Cóż oni nam zrobili? Znika z ulicy dotychczasowy patron - Edmund Osmańczyk,  pojawia się na tej samej nowy - ks. Lewek. Kim byli? Pierwszy to intelektualista, śląski poseł, drugi wieloletni lokalny duchowny. Przeczytać o nich może chociaż w Wikipedii także ten, kto z chęcią czyta tylko podpisy pod obrazkami.

Pierwszy przez lata patronował nieformalnemu miejskiemu szaletowi  - taką bowiem funkcję (i jeszcze inne niechlubne) pełnił fragment przedmiotowej uliczki, drugi przejmie patronat nad tymże właśnie lada godzina podczas dzisiejszej sesji rady miejskiej, gdy radni przegłosują projekt uchwały. Jakie grzechy, jakie winy ciążą na obu? Czymże się obaj mieszkańcom i ich reprezentantom narazili?

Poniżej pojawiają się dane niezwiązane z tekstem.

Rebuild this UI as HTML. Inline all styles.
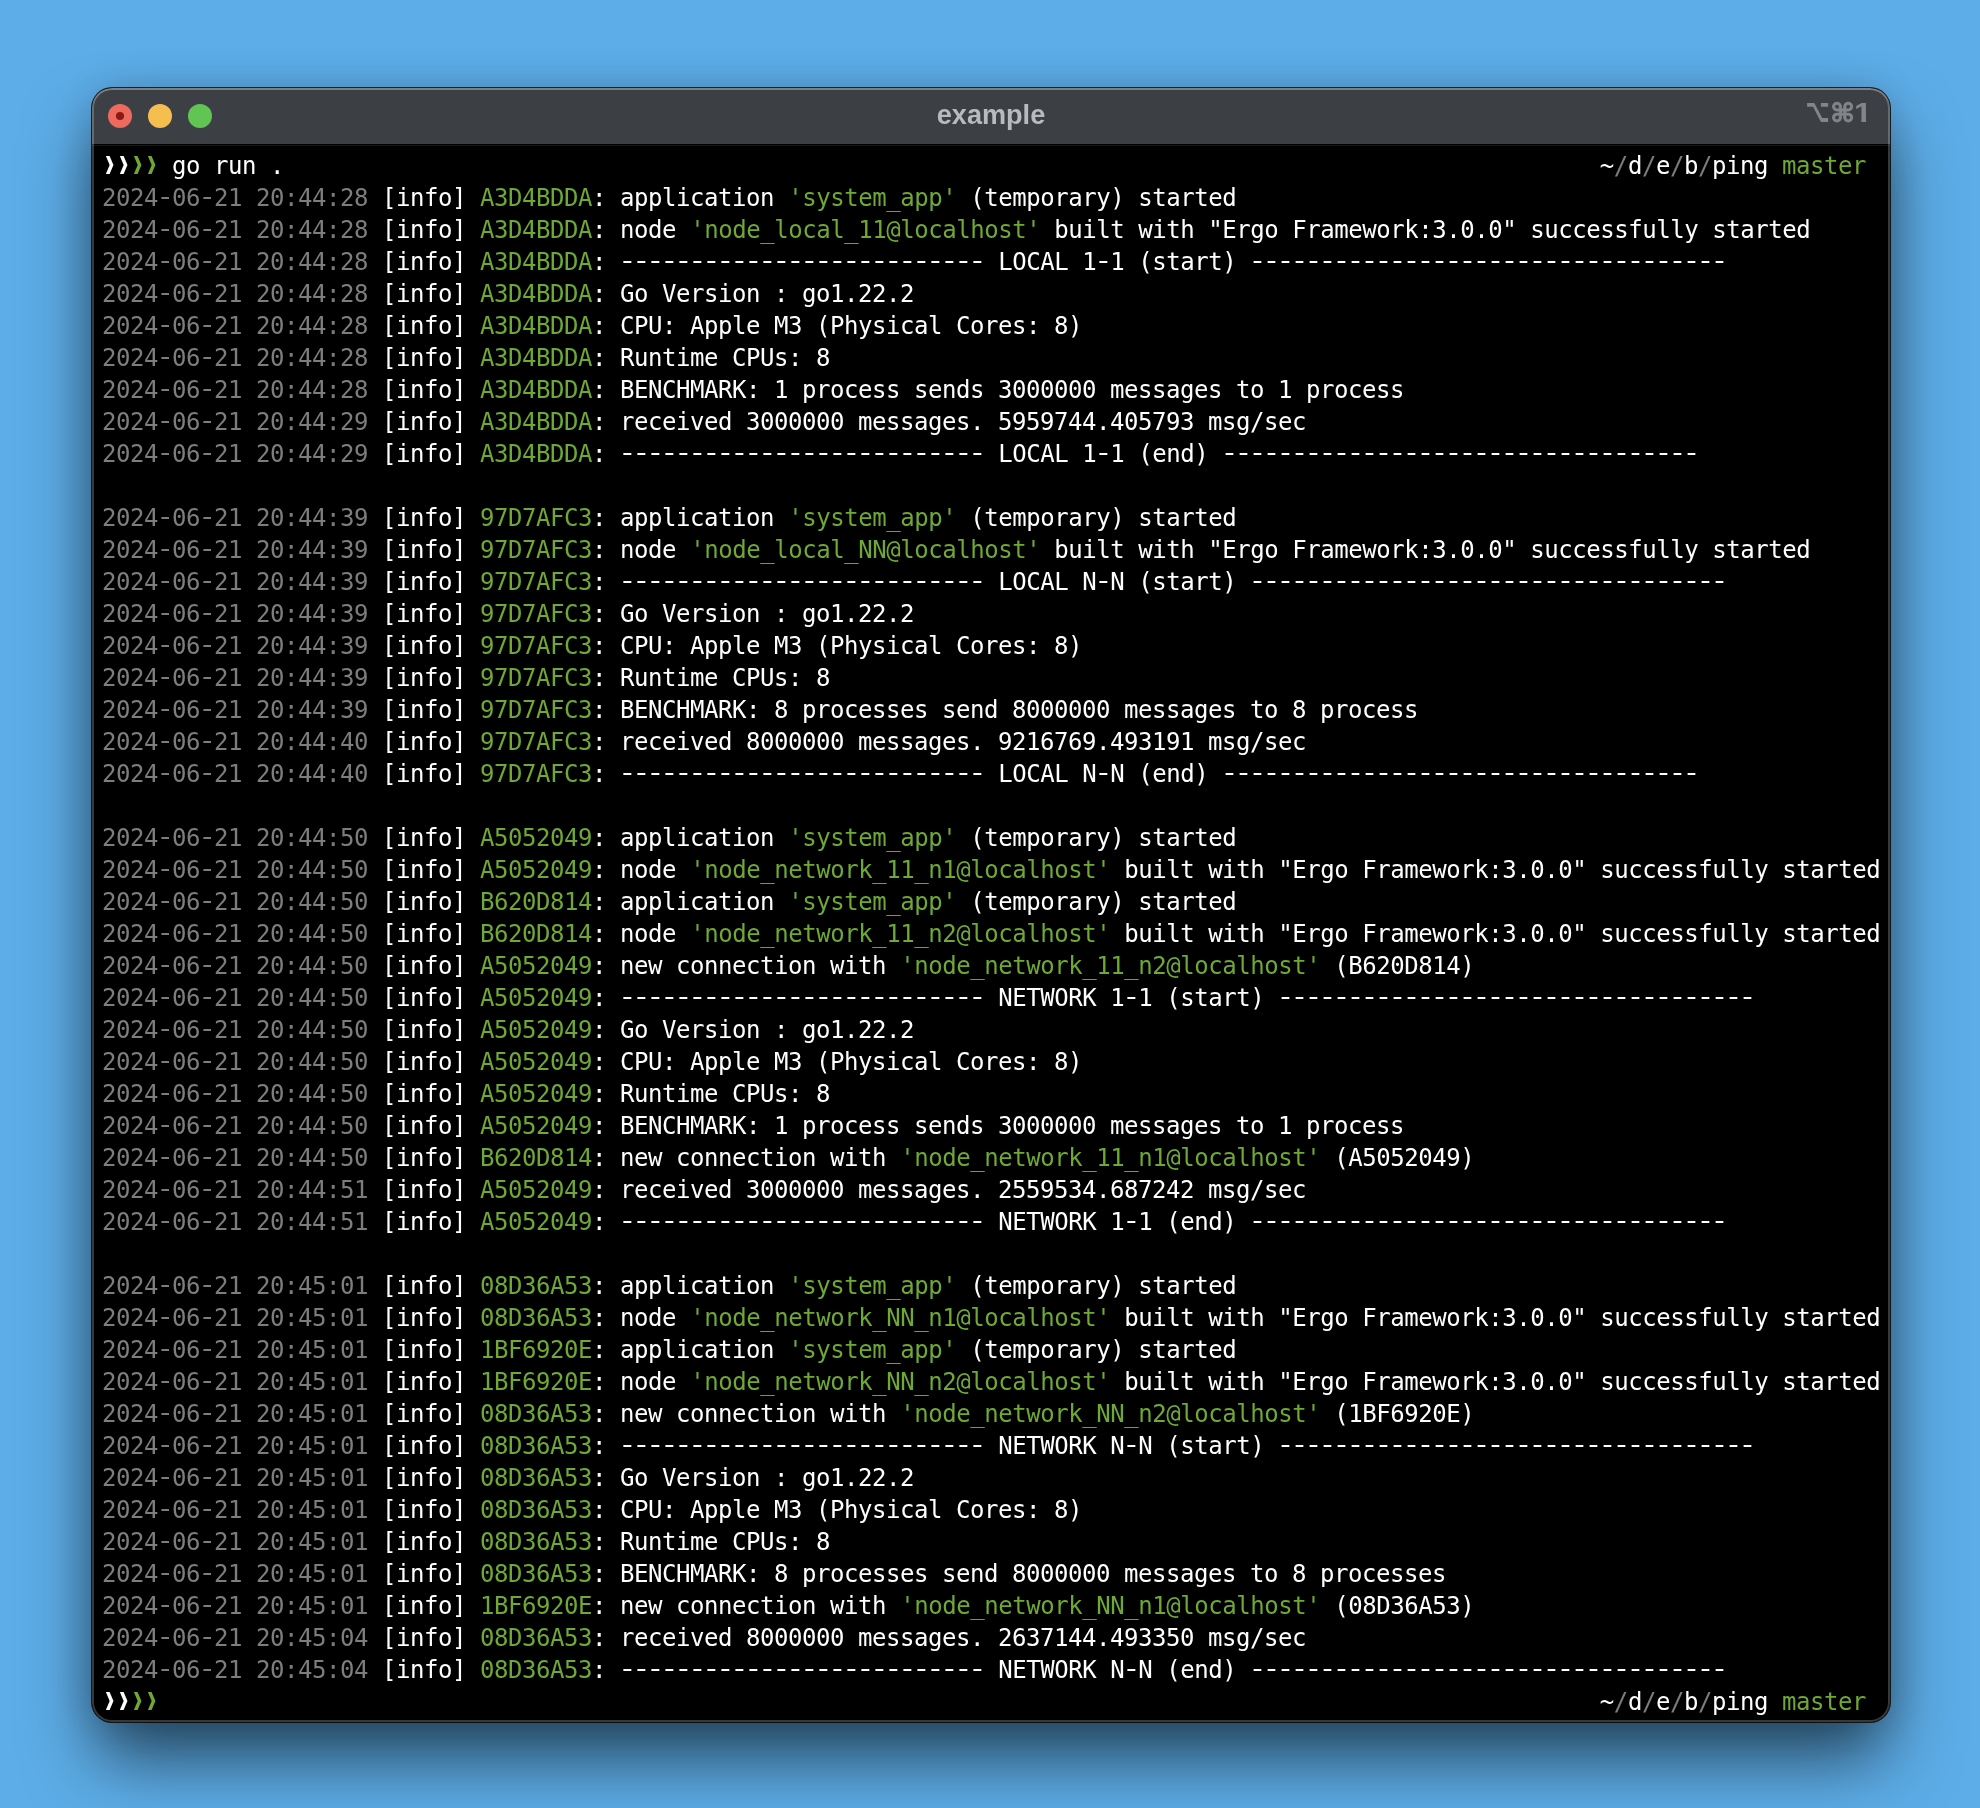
<!DOCTYPE html>
<html lang="en">
<head>
<meta charset="utf-8">
<title>example</title>
<style>
html,body{margin:0;padding:0}
body{width:1980px;height:1808px;overflow:hidden;background:#5dade8;position:relative}
.win{will-change:transform;position:absolute;left:92px;top:88px;width:1798px;height:1634px;border-radius:20px;background:#000;
  box-shadow:0 0 0 1px rgba(0,0,0,.8),0 40px 70px -4px rgba(0,0,0,.6),0 0 44px rgba(0,0,0,.16);overflow:hidden}
.win:after{content:"";position:absolute;left:0;top:0;right:0;bottom:0;border-radius:20px;box-shadow:inset 0 0 0 2px rgba(255,255,255,.22),inset 0 2px 0 rgba(255,255,255,.15);pointer-events:none}
.tb{position:absolute;left:0;top:0;width:100%;height:56px;background:#3c4044;box-shadow:0 1px 0 #000,0 2px 0 #181818}
.tl{position:absolute;top:16px;width:24px;height:24px;border-radius:50%}
.tl.r{left:16px;background:#ec6a5e}
.tl.r i{position:absolute;left:8px;top:8px;width:8px;height:8px;border-radius:50%;background:#8c1a10}
.tl.y{left:56px;background:#f4bf4f}
.tl.gr{left:96px;background:#61c554}
.title{position:absolute;left:0;right:0;top:0;height:56px;text-align:center;font:bold 27.1px/54px "Liberation Sans","DejaVu Sans",sans-serif;color:#b8bbbe}
.sc{position:absolute;left:0;top:0;height:56px;width:100%;color:#82868a}
.sc b{position:absolute;top:0;height:56px;line-height:56px;font-weight:bold;display:block;text-align:center;white-space:nowrap}
.sc .o{left:1714px;width:24px;font:bold 24px/56px "DejaVu Sans",sans-serif;transform:translate(-2px,-5px) scale(.875,1.39)}
.sc .c{left:1739px;width:24px;font:bold 24px/56px "DejaVu Sans",sans-serif;-webkit-text-stroke:.7px #82868a;transform:translate(-.3px,-2.8px) scale(1.11,1.08)}
.sc .n{left:1761.6px;width:15.68px;text-align:left;font:bold 28.2px/56px "Liberation Sans",sans-serif;transform-origin:0 50%;transform:translate(0,-4px) scale(1.14,1);clip-path:polygon(0 0,10.7px 0,10.7px 100%,6.4px 100%,6.4px 34.3px,0 34.3px)}
.term{position:absolute;left:10px;top:62px;right:0;bottom:0;font-family:"DejaVu Sans Mono","Liberation Mono",monospace;font-size:24px;letter-spacing:-0.449px;color:#fff;font-kerning:none;font-variant-ligatures:none}
.l{position:relative;height:32px;line-height:32px;white-space:pre}
.d{color:#7d7d7b}
.g{color:#6ea835}
.rp{position:absolute;right:24px;top:0}
.pr i{display:inline-block;font-style:normal;width:14px;letter-spacing:0;text-align:center;transform:translate(.4px,-1px) scale(.78,.914)}
.h{position:relative;top:-1px;text-shadow:.8px 0 0,-.8px 0 0}

</style>
</head>
<body>
<div class="win">
<div class="tb">
<span class="tl r"><i></i></span><span class="tl y"></span><span class="tl gr"></span>
<div class="title">example</div>
<div class="sc"><b class="o">⌥</b><b class="c">⌘</b><b class="n">1</b></div>
</div>
<div class="term">
<div class="l"><span class="pr"><i>❱</i><i>❱</i><i class="g">❱</i><i class="g">❱</i></span> go run .<span class="rp">~<span class="d">/</span>d<span class="d">/</span>e<span class="d">/</span>b<span class="d">/</span>ping <span class="g">master</span></span></div>
<div class="l"><span class="d">2024<span class="h">-</span>06<span class="h">-</span>21 20:44:28 </span>[info] <span class="g">A3D4BDDA</span>: application <span class="g">'system_app'</span> (temporary) started</div>
<div class="l"><span class="d">2024<span class="h">-</span>06<span class="h">-</span>21 20:44:28 </span>[info] <span class="g">A3D4BDDA</span>: node <span class="g">'node_local_11@localhost'</span> built with "Ergo Framework:3.0.0" successfully started</div>
<div class="l"><span class="d">2024<span class="h">-</span>06<span class="h">-</span>21 20:44:28 </span>[info] <span class="g">A3D4BDDA</span>: <span class="h">--------------------------</span> LOCAL 1<span class="h">-</span>1 (start) <span class="h">----------------------------------</span></div>
<div class="l"><span class="d">2024<span class="h">-</span>06<span class="h">-</span>21 20:44:28 </span>[info] <span class="g">A3D4BDDA</span>: Go Version : go1.22.2</div>
<div class="l"><span class="d">2024<span class="h">-</span>06<span class="h">-</span>21 20:44:28 </span>[info] <span class="g">A3D4BDDA</span>: CPU: Apple M3 (Physical Cores: 8)</div>
<div class="l"><span class="d">2024<span class="h">-</span>06<span class="h">-</span>21 20:44:28 </span>[info] <span class="g">A3D4BDDA</span>: Runtime CPUs: 8</div>
<div class="l"><span class="d">2024<span class="h">-</span>06<span class="h">-</span>21 20:44:28 </span>[info] <span class="g">A3D4BDDA</span>: BENCHMARK: 1 process sends 3000000 messages to 1 process</div>
<div class="l"><span class="d">2024<span class="h">-</span>06<span class="h">-</span>21 20:44:29 </span>[info] <span class="g">A3D4BDDA</span>: received 3000000 messages. 5959744.405793 msg/sec</div>
<div class="l"><span class="d">2024<span class="h">-</span>06<span class="h">-</span>21 20:44:29 </span>[info] <span class="g">A3D4BDDA</span>: <span class="h">--------------------------</span> LOCAL 1<span class="h">-</span>1 (end) <span class="h">----------------------------------</span></div>
<div class="l">&nbsp;</div>
<div class="l"><span class="d">2024<span class="h">-</span>06<span class="h">-</span>21 20:44:39 </span>[info] <span class="g">97D7AFC3</span>: application <span class="g">'system_app'</span> (temporary) started</div>
<div class="l"><span class="d">2024<span class="h">-</span>06<span class="h">-</span>21 20:44:39 </span>[info] <span class="g">97D7AFC3</span>: node <span class="g">'node_local_NN@localhost'</span> built with "Ergo Framework:3.0.0" successfully started</div>
<div class="l"><span class="d">2024<span class="h">-</span>06<span class="h">-</span>21 20:44:39 </span>[info] <span class="g">97D7AFC3</span>: <span class="h">--------------------------</span> LOCAL N<span class="h">-</span>N (start) <span class="h">----------------------------------</span></div>
<div class="l"><span class="d">2024<span class="h">-</span>06<span class="h">-</span>21 20:44:39 </span>[info] <span class="g">97D7AFC3</span>: Go Version : go1.22.2</div>
<div class="l"><span class="d">2024<span class="h">-</span>06<span class="h">-</span>21 20:44:39 </span>[info] <span class="g">97D7AFC3</span>: CPU: Apple M3 (Physical Cores: 8)</div>
<div class="l"><span class="d">2024<span class="h">-</span>06<span class="h">-</span>21 20:44:39 </span>[info] <span class="g">97D7AFC3</span>: Runtime CPUs: 8</div>
<div class="l"><span class="d">2024<span class="h">-</span>06<span class="h">-</span>21 20:44:39 </span>[info] <span class="g">97D7AFC3</span>: BENCHMARK: 8 processes send 8000000 messages to 8 process</div>
<div class="l"><span class="d">2024<span class="h">-</span>06<span class="h">-</span>21 20:44:40 </span>[info] <span class="g">97D7AFC3</span>: received 8000000 messages. 9216769.493191 msg/sec</div>
<div class="l"><span class="d">2024<span class="h">-</span>06<span class="h">-</span>21 20:44:40 </span>[info] <span class="g">97D7AFC3</span>: <span class="h">--------------------------</span> LOCAL N<span class="h">-</span>N (end) <span class="h">----------------------------------</span></div>
<div class="l">&nbsp;</div>
<div class="l"><span class="d">2024<span class="h">-</span>06<span class="h">-</span>21 20:44:50 </span>[info] <span class="g">A5052049</span>: application <span class="g">'system_app'</span> (temporary) started</div>
<div class="l"><span class="d">2024<span class="h">-</span>06<span class="h">-</span>21 20:44:50 </span>[info] <span class="g">A5052049</span>: node <span class="g">'node_network_11_n1@localhost'</span> built with "Ergo Framework:3.0.0" successfully started</div>
<div class="l"><span class="d">2024<span class="h">-</span>06<span class="h">-</span>21 20:44:50 </span>[info] <span class="g">B620D814</span>: application <span class="g">'system_app'</span> (temporary) started</div>
<div class="l"><span class="d">2024<span class="h">-</span>06<span class="h">-</span>21 20:44:50 </span>[info] <span class="g">B620D814</span>: node <span class="g">'node_network_11_n2@localhost'</span> built with "Ergo Framework:3.0.0" successfully started</div>
<div class="l"><span class="d">2024<span class="h">-</span>06<span class="h">-</span>21 20:44:50 </span>[info] <span class="g">A5052049</span>: new connection with <span class="g">'node_network_11_n2@localhost'</span> (B620D814)</div>
<div class="l"><span class="d">2024<span class="h">-</span>06<span class="h">-</span>21 20:44:50 </span>[info] <span class="g">A5052049</span>: <span class="h">--------------------------</span> NETWORK 1<span class="h">-</span>1 (start) <span class="h">----------------------------------</span></div>
<div class="l"><span class="d">2024<span class="h">-</span>06<span class="h">-</span>21 20:44:50 </span>[info] <span class="g">A5052049</span>: Go Version : go1.22.2</div>
<div class="l"><span class="d">2024<span class="h">-</span>06<span class="h">-</span>21 20:44:50 </span>[info] <span class="g">A5052049</span>: CPU: Apple M3 (Physical Cores: 8)</div>
<div class="l"><span class="d">2024<span class="h">-</span>06<span class="h">-</span>21 20:44:50 </span>[info] <span class="g">A5052049</span>: Runtime CPUs: 8</div>
<div class="l"><span class="d">2024<span class="h">-</span>06<span class="h">-</span>21 20:44:50 </span>[info] <span class="g">A5052049</span>: BENCHMARK: 1 process sends 3000000 messages to 1 process</div>
<div class="l"><span class="d">2024<span class="h">-</span>06<span class="h">-</span>21 20:44:50 </span>[info] <span class="g">B620D814</span>: new connection with <span class="g">'node_network_11_n1@localhost'</span> (A5052049)</div>
<div class="l"><span class="d">2024<span class="h">-</span>06<span class="h">-</span>21 20:44:51 </span>[info] <span class="g">A5052049</span>: received 3000000 messages. 2559534.687242 msg/sec</div>
<div class="l"><span class="d">2024<span class="h">-</span>06<span class="h">-</span>21 20:44:51 </span>[info] <span class="g">A5052049</span>: <span class="h">--------------------------</span> NETWORK 1<span class="h">-</span>1 (end) <span class="h">----------------------------------</span></div>
<div class="l">&nbsp;</div>
<div class="l"><span class="d">2024<span class="h">-</span>06<span class="h">-</span>21 20:45:01 </span>[info] <span class="g">08D36A53</span>: application <span class="g">'system_app'</span> (temporary) started</div>
<div class="l"><span class="d">2024<span class="h">-</span>06<span class="h">-</span>21 20:45:01 </span>[info] <span class="g">08D36A53</span>: node <span class="g">'node_network_NN_n1@localhost'</span> built with "Ergo Framework:3.0.0" successfully started</div>
<div class="l"><span class="d">2024<span class="h">-</span>06<span class="h">-</span>21 20:45:01 </span>[info] <span class="g">1BF6920E</span>: application <span class="g">'system_app'</span> (temporary) started</div>
<div class="l"><span class="d">2024<span class="h">-</span>06<span class="h">-</span>21 20:45:01 </span>[info] <span class="g">1BF6920E</span>: node <span class="g">'node_network_NN_n2@localhost'</span> built with "Ergo Framework:3.0.0" successfully started</div>
<div class="l"><span class="d">2024<span class="h">-</span>06<span class="h">-</span>21 20:45:01 </span>[info] <span class="g">08D36A53</span>: new connection with <span class="g">'node_network_NN_n2@localhost'</span> (1BF6920E)</div>
<div class="l"><span class="d">2024<span class="h">-</span>06<span class="h">-</span>21 20:45:01 </span>[info] <span class="g">08D36A53</span>: <span class="h">--------------------------</span> NETWORK N<span class="h">-</span>N (start) <span class="h">----------------------------------</span></div>
<div class="l"><span class="d">2024<span class="h">-</span>06<span class="h">-</span>21 20:45:01 </span>[info] <span class="g">08D36A53</span>: Go Version : go1.22.2</div>
<div class="l"><span class="d">2024<span class="h">-</span>06<span class="h">-</span>21 20:45:01 </span>[info] <span class="g">08D36A53</span>: CPU: Apple M3 (Physical Cores: 8)</div>
<div class="l"><span class="d">2024<span class="h">-</span>06<span class="h">-</span>21 20:45:01 </span>[info] <span class="g">08D36A53</span>: Runtime CPUs: 8</div>
<div class="l"><span class="d">2024<span class="h">-</span>06<span class="h">-</span>21 20:45:01 </span>[info] <span class="g">08D36A53</span>: BENCHMARK: 8 processes send 8000000 messages to 8 processes</div>
<div class="l"><span class="d">2024<span class="h">-</span>06<span class="h">-</span>21 20:45:01 </span>[info] <span class="g">1BF6920E</span>: new connection with <span class="g">'node_network_NN_n1@localhost'</span> (08D36A53)</div>
<div class="l"><span class="d">2024<span class="h">-</span>06<span class="h">-</span>21 20:45:04 </span>[info] <span class="g">08D36A53</span>: received 8000000 messages. 2637144.493350 msg/sec</div>
<div class="l"><span class="d">2024<span class="h">-</span>06<span class="h">-</span>21 20:45:04 </span>[info] <span class="g">08D36A53</span>: <span class="h">--------------------------</span> NETWORK N<span class="h">-</span>N (end) <span class="h">----------------------------------</span></div>
<div class="l"><span class="pr"><i>❱</i><i>❱</i><i class="g">❱</i><i class="g">❱</i></span><span class="rp">~<span class="d">/</span>d<span class="d">/</span>e<span class="d">/</span>b<span class="d">/</span>ping <span class="g">master</span></span></div>
</div>
</div>
</body>
</html>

PS. Czy to przejście między kamienicami nie może być bez nazwy lub nosić bezosobową? Np. ulica Ciasna, Wąska, Między Kamienicami itd? Ktokolwiek będzie patronował temu traktowi (może jakiś profesor, ważny polityk, burmistrz ale i pracowity kolejarz?) poniesie na sobie brzemię fizjologii i "określonych"  zachowań ludzkich. 
  

PS 2. A może gospodarze miasta wprowadzą pozytywne zmiany w tym miejscu, o których nie wiem jeszcze? Po wprowadzeniu których ksiądz Lewek z dumą patronować będzie uliczce?